I’m quite a fan of Simon Reeve. He’s evolved from being a sort of back-packing TV reporter into an intelligent and compassionate observer of the world. His programmes are part-light travelogue, part-incisive documentary.
What made his first Greece show so good was his visit to Lesvos. We’ve all seen the news clips of refugees/asylum seekers/economic migrants coming ashore there. But Reeve’s film was different. You got a bit longer to watch one particular boat gradually bobbing along in the water, then coming ashore. Then we see Simon Reeve talking to some of the passengers. The result was very powerful. The film emphasized the vulnerable nature of the boats – so low in the water – and their precarious voyage across such a vast piece of water, for a charge of $1000 per person. Poor old Reevesy broke down in tears as he talked to a Syrian family who came ashore. One man had nothing but the clothes he stood in and a mobile phone.

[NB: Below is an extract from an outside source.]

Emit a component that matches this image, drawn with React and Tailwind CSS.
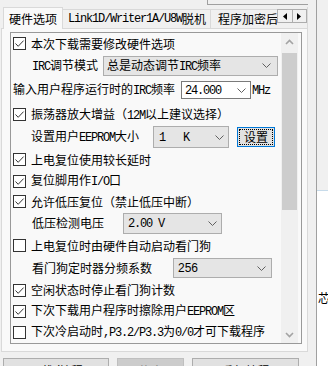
import React from 'react';

const cjk = "font-['Noto_Sans_CJK_SC',sans-serif]";

function L({ children }) {
  return <span className="font-['Liberation_Mono',monospace] tracking-[-1.2px]">{children}</span>;
}

function Check({ checked }) {
  return (
    <span className="flex h-[13px] w-[13px] shrink-0 items-center justify-center border border-[#333333] bg-white">
      {checked ? (
        <svg width="11" height="11" viewBox="0 0 11 11">
          <path d="M1.5 5.5 L4.2 8.3 L9.6 2.6" fill="none" stroke="#333333" strokeWidth="1" />
        </svg>
      ) : null}
    </span>
  );
}

function Chevron({ color = '#606060' }) {
  return (
    <svg width="9" height="5" viewBox="0 0 9 5" className="shrink-0">
      <path d="M0.5 0.5 L4.5 4.5 L8.5 0.5" fill="none" stroke={color} strokeWidth="1" />
    </svg>
  );
}

function CheckRow({ h, checked, children }) {
  return (
    <div className={`flex shrink-0 items-center gap-[5px] pl-[2px] ${h}`}>
      <Check checked={checked} />
      <span className="whitespace-nowrap leading-[14px]">{children}</span>
    </div>
  );
}

function Scrollbar() {
  return (
    <div className="flex w-[17px] shrink-0 flex-col bg-[#f0f0f0]">
      <div className="flex h-[17px] shrink-0 items-center justify-center">
        <svg width="9" height="6" viewBox="0 0 9 6">
          <path d="M1 5 L4.5 1.5 L8 5" fill="none" stroke="#a3a3a3" strokeWidth="1.6" />
        </svg>
      </div>
      <div className="mx-[1px] mt-[3px] h-[157px] shrink-0 bg-[#cdcdcd]" />
      <div className="flex-1" />
      <div className="flex h-[17px] shrink-0 items-center justify-center">
        <svg width="9" height="6" viewBox="0 0 9 6">
          <path d="M1 1 L4.5 4.5 L8 1" fill="none" stroke="#a3a3a3" strokeWidth="1.6" />
        </svg>
      </div>
    </div>
  );
}

export default function App() {
  return (
    <div className={`flex h-[366px] w-[328px] overflow-hidden bg-[#f0f0f0] text-[12px] text-black ${cjk}`}>
      <div className="flex w-[308px] shrink-0 flex-col">
        <div className="h-[7px] shrink-0">
          <div className="ml-[207px] h-[5px] w-[101px] border-b border-l border-[#a0a0a0]" />
        </div>

        {/* tab headers */}
        <div className="flex h-[22px] shrink-0 items-end pl-[1px]">
          <div className="h-[1px] w-[2px] bg-[#d9d9d9]" />
          <div className="flex h-[22px] w-[60px] items-center justify-center border-x border-t border-[#d9d9d9] bg-[#f9f9f9] leading-[14px]">
            硬件选项
          </div>
          <div className="flex h-[20px] w-[214px] overflow-hidden border-b border-[#d9d9d9]">
            <div className="flex h-full w-[148px] shrink-0 items-center border-r border-t border-[#d9d9d9] pl-[5px] whitespace-nowrap leading-[14px]">
              <L>Link1D/Writer1A/U8W</L>脱机
            </div>
            <div className="flex h-full w-[70px] shrink-0 items-center border-r border-t border-[#d9d9d9] pl-[7px] whitespace-nowrap leading-[14px]">
              程序加密后
            </div>
          </div>
          <div className="flex h-[22px] w-[31px] flex-col border-b border-r border-[#d9d9d9]">
            <div className="mt-[2px] flex">
              <div className="flex h-[14px] w-[16px] items-center justify-center border border-[#adadad] bg-[#f0f0f0]">
                <svg width="4" height="7" viewBox="0 0 4 7"><path d="M4 0 L0 3.5 L4 7 Z" fill="#000" /></svg>
              </div>
              <div className="flex h-[14px] w-[15px] items-center justify-center border-y border-r border-[#adadad] bg-[#f0f0f0]">
                <svg width="4" height="7" viewBox="0 0 4 7"><path d="M0 0 L4 3.5 L0 7 Z" fill="#000" /></svg>
              </div>
            </div>
          </div>
        </div>

        {/* tab page */}
        <div className="ml-[1px] h-[323px] w-[307px] shrink-0 border-x border-b border-[#d9d9d9] bg-[#f9f9f9] pl-[8px] pt-[3px]">
          <div className="flex h-[312px] w-[292px] border border-[#999999]">
            <div className="flex w-[270px] shrink-0 flex-col">
              <CheckRow h="h-[21px]" checked>本次下载需要修改硬件选项</CheckRow>

              <div className="flex h-[23px] shrink-0 items-center pl-[21px]">
                <span className="w-[71px] shrink-0 whitespace-nowrap leading-[14px]">
                  <L>IRC</L>调节模式
                </span>
                <div className="flex h-[20px] w-[175px] items-center justify-between border border-[#adadad] bg-[#e5e5e5] pl-[3px] pr-[6px]">
                  <span className="whitespace-nowrap leading-[14px]">
                    总是动态调节<L>IRC</L>频率
                  </span>
                  <Chevron />
                </div>
              </div>

              <div className="flex h-[26px] shrink-0 items-center pl-[2px]">
                <span className="w-[168px] shrink-0 whitespace-nowrap leading-[14px]">
                  输入用户程序运行时的<L>IRC</L>频率
                </span>
                <div className="flex h-[18px] w-[70px] items-center justify-between border border-[#7a7a7a] bg-white pl-[3px] pr-[4px]">
                  <span className="leading-[14px]"><L>24.000</L></span>
                  <Chevron />
                </div>
                <span className="ml-[1px] leading-[14px]"><L>MHz</L></span>
              </div>

              <CheckRow h="h-[23px]" checked>
                振荡器放大增益（<L>12M</L>以上建议选择）
              </CheckRow>

              <div className="flex h-[22px] shrink-0 items-center pl-[20px]">
                <span className="w-[122px] shrink-0 whitespace-nowrap leading-[14px]">
                  设置用户<L>EEPROM</L>大小
                </span>
                <div className="flex h-[22px] w-[76px] items-center justify-between border border-[#adadad] bg-[#e5e5e5] pl-[5px] pr-[4px]">
                  <span className="whitespace-pre leading-[14px]"><L>1   K</L></span>
                  <Chevron />
                </div>
                <div className="ml-[8px] flex h-[20px] w-[38px] items-center justify-center border border-[#0078d7] bg-[#e1e1e1]">
                  <div className="flex h-[16px] w-[34px] items-center justify-center border border-dotted border-black leading-[14px]">
                    设置
                  </div>
                </div>
              </div>

              <CheckRow h="h-[23px]" checked>上电复位使用较长延时</CheckRow>
              <CheckRow h="h-[20px]" checked>复位脚用作<L>I/O</L>口</CheckRow>
              <CheckRow h="h-[21px]" checked>允许低压复位（禁止低压中断）</CheckRow>

              <div className="flex h-[22px] shrink-0 items-center pl-[21px]">
                <span className="w-[91px] shrink-0 whitespace-nowrap leading-[14px]">低压检测电压</span>
                <div className="flex h-[21px] w-[99px] items-center justify-between border border-[#adadad] bg-[#e5e5e5] pl-[4px] pr-[4px]">
                  <span className="whitespace-pre leading-[14px]"><L>2.00 V</L></span>
                  <Chevron />
                </div>
              </div>

              <CheckRow h="h-[23px]">上电复位时由硬件自动启动看门狗</CheckRow>

              <div className="flex h-[22px] shrink-0 items-center pl-[21px]">
                <span className="w-[141px] shrink-0 whitespace-nowrap leading-[14px]">看门狗定时器分频系数</span>
                <div className="flex h-[20px] w-[99px] items-center justify-between border border-[#adadad] bg-[#e5e5e5] pl-[4px] pr-[5px]">
                  <span className="font-['Liberation_Sans',sans-serif] leading-[14px]">256</span>
                  <Chevron />
                </div>
              </div>

              <CheckRow h="h-[22px]" checked>空闲状态时停止看门狗计数</CheckRow>
              <CheckRow h="h-[20px]" checked>下次下载用户程序时擦除用户<L>EEPROM</L>区</CheckRow>
              <CheckRow h="h-[22px]">
                下次冷启动时<L>,P3.2/P3.3</L>为<L>0/0</L>才可下载程序
              </CheckRow>
            </div>
            <Scrollbar />
            <div className="flex-1" />
          </div>
        </div>

        {/* bottom buttons */}
        <div className="mt-[6px] flex shrink-0 gap-[8px] pl-[3px]">
          <div className="flex h-[26px] w-[106px] items-center justify-center border border-[#adadad] bg-[#e1e1e1] leading-[14px]">
            下载<L>/</L>编程
          </div>
          <div className="flex h-[26px] w-[67px] items-center justify-center border border-[#bfbfbf] bg-[#cccccc] leading-[14px] text-[#838383]">
            停止
          </div>
          <div className="flex h-[26px] w-[107px] items-center justify-center border border-[#adadad] bg-[#e1e1e1] leading-[14px]">
            重复编程
          </div>
        </div>
      </div>

      {/* right neighbour panel, cut off */}
      <div className="flex w-[20px] shrink-0">
        <div className="w-[8px] shrink-0" />
        <div className="flex w-[12px] flex-col border-l border-[#a0a0a0]">
          <div className="h-[190px] shrink-0" />
          <div className="flex-1 border-t border-[#c7dbea] bg-white pl-[1px] pt-[100px] leading-[14px]">芯</div>
        </div>
      </div>
    </div>
  );
}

Extraodinarily, there were no officials or police on the shore as the boats came ashore. The refugees/asylum seekers/economic migrants simply came ashore, dumped their lifebelts and started walking to the nearest town to catch a ferry to Athens. And we saw the remarkable juxtaposition of a tourist town on the island – tourists enjoying the tavernas alongside migrants walking with exhaustion to the ferry quay.
It all emphasized to me that the migrant crisis is something we must respond generously to. It’s a moral issue. There is no room for being mealy-mouthed. Europe must club together to welcome these people.